Bush's request for $87 billion for Iraq efforts is just "the first down payment," he said. "We're going to see the rest of them on an installment plan."

But U.S. Sen. Richard Shelby, R-Alabama, said his first reaction to the speech was "that this is realism."

"We knew that it was going to be a lot of money, and it was going to take a lot of time, but this was the first strong message that the president put out like that, and I think he had to do it," Shelby said. "He had no choice.

"We all have the concerns that we need to spend more and more money at home helping our own people."

But he said terrorists in Iraq pose a threat to U.S. troops and the effort to pacify the country is part of the war on terrorism.

"We've got to finish the job. Otherwise, the damage that they did two years ago" in the September 11 attacks will have been just the beginning, Shelby said.

Bush's request is based on assumptions that the cost of military operations in Iraq alone will exceed $4 billion a month for at least the next year, according to a congressional source.

Billions more will be used for the reconstruction effort. National Security Adviser Condoleezza Rice, speaking Monday on NBC's "Today" show, said that the request includes about $20 billion for reconstruction in Iraq.

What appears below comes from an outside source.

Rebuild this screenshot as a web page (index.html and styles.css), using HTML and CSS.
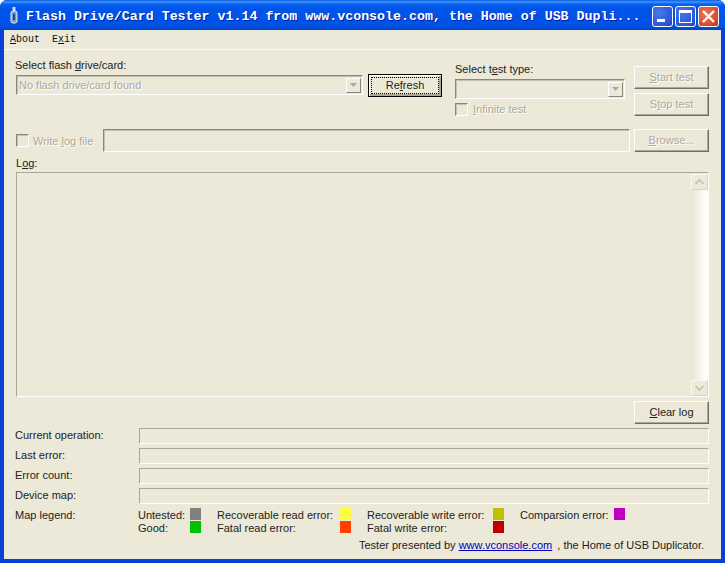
FILE: index.html
```html
<!DOCTYPE html>
<html lang="en">
<head>
<meta charset="utf-8">
<title>Flash Drive/Card Tester</title>
<link rel="stylesheet" href="styles.css">
</head>
<body>
<div class="window">
  <header class="titlebar">
    <svg class="app-icon" width="10" height="18" viewBox="0 0 10 18">
      <rect x="3.500" y="0" width="3" height="4" fill="#cfdcf2"/>
      <rect x="2" y="4" width="6" height="12" rx="2" fill="#7f99c8" stroke="#e6edf8" stroke-width="1"/>
      <rect x="4" y="7" width="2" height="6" fill="#21468f"/>
    </svg>
    <div class="title">Flash Drive/Card Tester v1.14 from www.vconsole.com, the Home of USB Dupli...</div>
    <div class="caption-buttons">
      <div class="cap cap-blue">
        <svg width="21" height="21" viewBox="0 0 21 21"><rect x="5" y="13" width="8" height="3" fill="#fff"/></svg>
      </div>
      <div class="cap cap-blue">
        <svg width="21" height="21" viewBox="0 0 21 21"><rect x="4.500" y="4.500" width="12" height="12" fill="none" stroke="#fff"/><rect x="4" y="4" width="13" height="3" fill="#fff"/></svg>
      </div>
      <div class="cap cap-red">
        <svg width="21" height="21" viewBox="0 0 21 21"><path d="M5 5l11 11M16 5L5 16" stroke="#fff" stroke-width="2.400" fill="none"/></svg>
      </div>
    </div>
  </header>
  <nav class="menubar">
    <span class="menu-item"><u>A</u>bout</span>
    <span class="menu-item">E<u>x</u>it</span>
  </nav>
  <main class="content">
    <section class="top">
      <div class="col-drive">
        <div class="label drive-label">Select flash <u>d</u>rive/card:</div>
        <div class="drive-row">
          <div class="combo combo-drive">
            <span class="combo-text">No flash drive/card found</span>
            <span class="combo-btn"><svg width="7" height="4" viewBox="0 0 7 4"><path d="M0 0h7L3.500 4z" fill="#aca899"/></svg></span>
          </div>
          <div class="btn btn-default"><span class="focus">Re<u>f</u>resh</span></div>
        </div>
      </div>
      <div class="col-type">
        <div class="label">Select t<u>e</u>st type:</div>
        <div class="combo combo-type">
          <span class="combo-text"></span>
          <span class="combo-btn"><svg width="7" height="4" viewBox="0 0 7 4"><path d="M0 0h7L3.500 4z" fill="#aca899"/></svg></span>
        </div>
        <div class="check-row infinite">
          <span class="check"></span>
          <span class="disabled-text"><u>I</u>nfinite test</span>
        </div>
      </div>
      <div class="col-actions">
        <div class="btn disabled-text"><span><u>S</u>tart test</span></div>
        <div class="btn disabled-text"><span>S<u>t</u>op test</span></div>
      </div>
    </section>

    <section class="log-file">
      <div class="check-row write-log">
        <span class="check"></span>
        <span class="disabled-text">Write <u>l</u>og file</span>
      </div>
      <div class="field log-path"></div>
      <div class="btn disabled-text"><span><u>B</u>rowse...</span></div>
    </section>

    <div class="label log-label">L<u>o</u>g:</div>
    <div class="log-box">
      <div class="scrollbar">
        <div class="sb-btn"><svg width="9" height="6" viewBox="0 0 9 6"><path d="M0.500 5L4.500 1l4 4" fill="none" stroke="#c4c1b2" stroke-width="1.600"/></svg></div>
        <div class="sb-track"></div>
        <div class="sb-btn"><svg width="9" height="6" viewBox="0 0 9 6"><path d="M0.500 1L4.500 5l4-4" fill="none" stroke="#c4c1b2" stroke-width="1.600"/></svg></div>
      </div>
    </div>
    <div class="clear-row"><div class="btn"><span><u>C</u>lear log</span></div></div>

    <section class="status">
      <div class="status-row"><span class="status-label">Current operation:</span><div class="field status-field"></div></div>
      <div class="status-row"><span class="status-label">Last error:</span><div class="field status-field"></div></div>
      <div class="status-row"><span class="status-label">Error count:</span><div class="field status-field"></div></div>
      <div class="status-row"><span class="status-label">Device map:</span><div class="field status-field"></div></div>
    </section>

    <section class="legend">
      <span class="status-label">Map legend:</span>
      <div class="legend-grid">
        <span>Untested:</span><i class="swatch gray"></i>
        <span>Recoverable read error:</span><i class="swatch yellow"></i>
        <span>Recoverable write error:</span><i class="swatch olive"></i>
        <span>Comparsion error:</span><i class="swatch magenta"></i>
        <span>Good:</span><i class="swatch green"></i>
        <span>Fatal read error:</span><i class="swatch orange"></i>
        <span>Fatal write error:</span><i class="swatch red"></i>
      </div>
    </section>
    <footer class="credit">Tester presented by <a href="#">www.vconsole.com</a> <span class="credit-tail">, the Home of USB Duplicator.</span></footer>
  </main>
</div>
</body>
</html>
```
FILE: styles.css
```css
* { box-sizing: border-box; }
html, body { margin: 0; padding: 0; background: #fff; }
body { width: 725px; height: 563px; overflow: hidden; font-family: "Liberation Sans", Arial, sans-serif; font-size: 11px; color: #222; }
u { text-underline-offset: 1px; }

.window { width: 725px; height: 563px; display: flex; flex-direction: column; background: #0a3fd8; border-radius: 7px 7px 0 0; overflow: hidden; }

.titlebar { height: 30px; flex: none; display: flex; align-items: center; padding: 0 6px 0 9px;
  background: linear-gradient(#0a5ce0 0, #3d95ff 2px, #0a62f0 4px, #0055e8 8px, #0053ea 20px, #0050e0 27px, #0043c4 30px); }
.app-icon { flex: none; margin: 2px 7px 0 0; }
.title { flex: 1; white-space: nowrap; overflow: hidden; color: #fff; font: bold 13.3px/16px "Liberation Mono", monospace; text-shadow: 1px 1px 0 #00209c; padding-top: 3px; }
.caption-buttons { display: flex; gap: 2px; flex: none; margin-top: 3px; }
.cap { width: 21px; height: 21px; border: 1px solid #fff; border-radius: 3px; display: block; overflow: hidden; }
.cap svg { display: block; margin: -1px; }
.cap-blue { background: radial-gradient(circle at 30% 30%, #4a78e8, #2a58d8 70%, #1a3fb0); }
.cap-red { background: radial-gradient(circle at 35% 35%, #e8795a, #d24a2a 70%, #b03010); }

.menubar { height: 20px; flex: none; margin: 0 4px; background: #ece9d8; border-bottom: 1px solid #fbfaf4; display: flex; gap: 12px; padding: 3px 0 0 6px; font: 10px/14px "Liberation Mono", monospace; color: #111; }

.content { flex: 1; margin: 0 4px 4px; background: #ece9d8; padding: 0 12px; display: flex; flex-direction: column; }

.label { line-height: 14px; height: 14px; }
.disabled-text { color: #aca899; text-shadow: 1px 1px 0 #fff; }

.top { display: flex; height: 79px; }
.col-drive { width: 426px; padding-top: 8px; }
.drive-label { margin-left: -1px; }
.drive-row { display: flex; justify-content: space-between; margin-top: 2px; }
.combo { display: flex; align-items: center; justify-content: space-between; background: #ece9d8; border: 1px solid; border-color: #8a8778 #fff #fff #8a8778; box-shadow: inset 1px 1px 0 #c5c2b0; padding: 1px 1px 1px 2px; }
.combo-drive { width: 347px; height: 20px; margin-top: 1px; }
.combo-text { color: #aca899; text-shadow: 1px 1px 0 #fff; white-space: nowrap; margin-top: -1px; }
.combo-btn { width: 15px; height: 15px; display: flex; align-items: center; justify-content: center; background: #ece9d8; border: 1px solid; border-color: #fff #8a8778 #8a8778 #fff; }

.btn { width: 75px; height: 23px; display: flex; align-items: center; justify-content: center; padding-bottom: 2px; background: #ece9d8; border: 1px solid; border-color: #fff #716f64 #716f64 #fff; box-shadow: inset -1px -1px 0 #aca899; line-height: 14px; white-space: nowrap; }
.btn-default { border: 1px solid #000; box-shadow: inset 1px 1px 0 #fff, inset -2px -2px 0 #aca899; width: 74px; padding: 2px; }
.focus { flex: 1; height: 17px; display: flex; align-items: center; justify-content: center; border: 1px dotted #000; padding-bottom: 1px; }
.focus u { display: inline; }

.col-type { width: 170px; margin-left: 13px; padding-top: 12px; }
.combo-type { width: 170px; height: 20px; margin-top: 3px; justify-content: flex-end; }
.check-row { display: flex; align-items: center; }
.check { width: 13px; height: 13px; flex: none; border: 1px solid; border-color: #8a8778 #fff #fff #8a8778; box-shadow: inset 1px 1px 0 #c5c2b0; }
.infinite { margin-top: 3px; height: 14px; gap: 5px; }

.col-actions { width: 75px; margin-left: 9px; padding-top: 16px; display: flex; flex-direction: column; gap: 4px; }

.log-file { display: flex; align-items: center; height: 23px; }
.write-log { width: 87px; gap: 4px; flex: none; }
.field { background: #ece9d8; border: 1px solid; border-color: #aca899 #fff #fff #aca899; }
.log-path { width: 527px; height: 23px; margin-right: 4px; border-color: #8a8778 #fff #fff #8a8778; box-shadow: inset 1px 1px 0 #c5c2b0; }

.log-label { margin-top: 4px; }
.log-box { width: 693px; height: 225px; margin-top: 2px; background: #ece9d8; border: 1px solid; border-color: #aca899 #fff #fff #aca899; display: flex; justify-content: flex-end; }
.scrollbar { width: 17px; margin: 1px 0 0; display: flex; flex-direction: column; }
.sb-btn { height: 16px; flex: none; display: flex; align-items: center; justify-content: center; background: #ece9d8; border: 1px solid; border-color: #f8f7f0 #d6d3c2 #d6d3c2 #f8f7f0; }
.sb-track { flex: 1; background: linear-gradient(90deg, #e8e5d4, #fbfaf5 70%, #fff); }

.clear-row { display: flex; justify-content: flex-end; margin-top: 4px; width: 693px; }

.status { display: flex; flex-direction: column; gap: 4px; margin-top: 4px; }
.status-row { display: flex; height: 16px; align-items: center; }
.status-label { width: 123px; flex: none; margin-left: -1px; line-height: 14px; }
.status-field { width: 570px; height: 16px; margin-left: 1px; }
.status-row .status-label { margin-top: -2px; }

.legend { display: flex; margin-top: 4px; }
.legend-grid { display: grid; grid-template-columns: 52px 27px 123px 27px 126px 27px 94px 11px; grid-auto-rows: 13px; line-height: 13px; }
.legend-grid span { white-space: nowrap; padding-top: 1px; }
.swatch { display: block; width: 11px; height: 12px; }
.gray { background: #808080; }
.green { background: #00c000; }
.yellow { background: #ffff40; }
.orange { background: #ff4000; }
.olive { background: #c0c000; }
.red { background: #c00000; }
.magenta { background: #c000c0; }

.credit { margin-top: 4px; text-align: right; padding-right: 5px; width: 693px; line-height: 14px; white-space: nowrap; }
.credit a { color: #0000c0; }
.credit-tail { margin-left: 2px; }
```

U.S. Sen. Jon Kyl, R-Arizona, said Congress has no choice but to appropriate the money.

"The question is, do we dare risk failure in this war on terrorism? There isn't anything more threatening to American citizens than the terrorists, and it's going to take what it takes, whatever that number is," Kyl said. "Defeat is not an option here. Pulling out is not an option."

U.S. Sen. Jack Reed, D-Rhode Island, complained Bush's speech did not go "far enough to really chart out a course over the next several years. ... We have real questions about the size of our forces. ... Those questions remain."

The speech, he said, "indicates that the president at least is trying to reconcile and draw back and backtrack, if you will. To try to find some way to deal with Iraq."

In detailing his plan for the continuing war in Iraq, Bush said, "Our strategy in Iraq has three objectives -- destroying terrorists, enlisting the support of other nations for a free Iraq and helping Iraqis assume responsibility for their own defense and their own future."

The Bush administration has asked the United Nations to help it establish a new Iraqi government and to authorize a U.S.-led multinational force for Iraq in hopes that it will prompt other countries to contribute troops to stabilize the country.

U.S. Sen. Joe Biden, ranking Democrat on the Senate Foreign Relations Committee, had a favorable reaction to the speech. Biden said Bush's address had the "right emphasis" in calling for more international involvement in post-war Iraq.

"[Bush] finally rejected the advice of the neoconservatives -- [Vice President Dick]Cheney and Rumsfeld and others -- and he's going to the United Nations, which was inevitable," Biden said. "I wish we had done it earlier, but I give him credit for doing it now."

In his speech, Bush said the United States will seek additional international support to rebuild Iraq and will restore self-rule there.

He said over the next two months U.S. Secretary of State Colin Powell will meet with representatives of many nations to discuss their financial contributions to the reconstruction of Afghanistan and Iraq.

But U.S. Sen. Ted Kennedy, D-Massachusetts, said he is not convinced.

"It's not enough to go to the United Nations with a resolution," Kennedy said. "We must go with the right resolution, and it's not clear that this administration is ready to swallow its pride and do that. Words don't matter. We need deeds."

Kennedy said that he "had hoped to hear acknowledgment from the president of our failures in Iraq, the war on terrorism and the administration's concrete plans for solving them with our allies and through the United Nations."

U.S. Sen. Bob Graham, D-Florida, a 2004 White House hopeful who opposed the war, said the $87 billion is "more than the federal government will spend on education this year ... twice as much as the federal government will spend on our roads, bridges, highways and public transit systems."

"The president is clearly making a judgment that it is more important for us to rebuild Iraq and Afghanistan than it is to deal with the very serious problems that we have in the United States."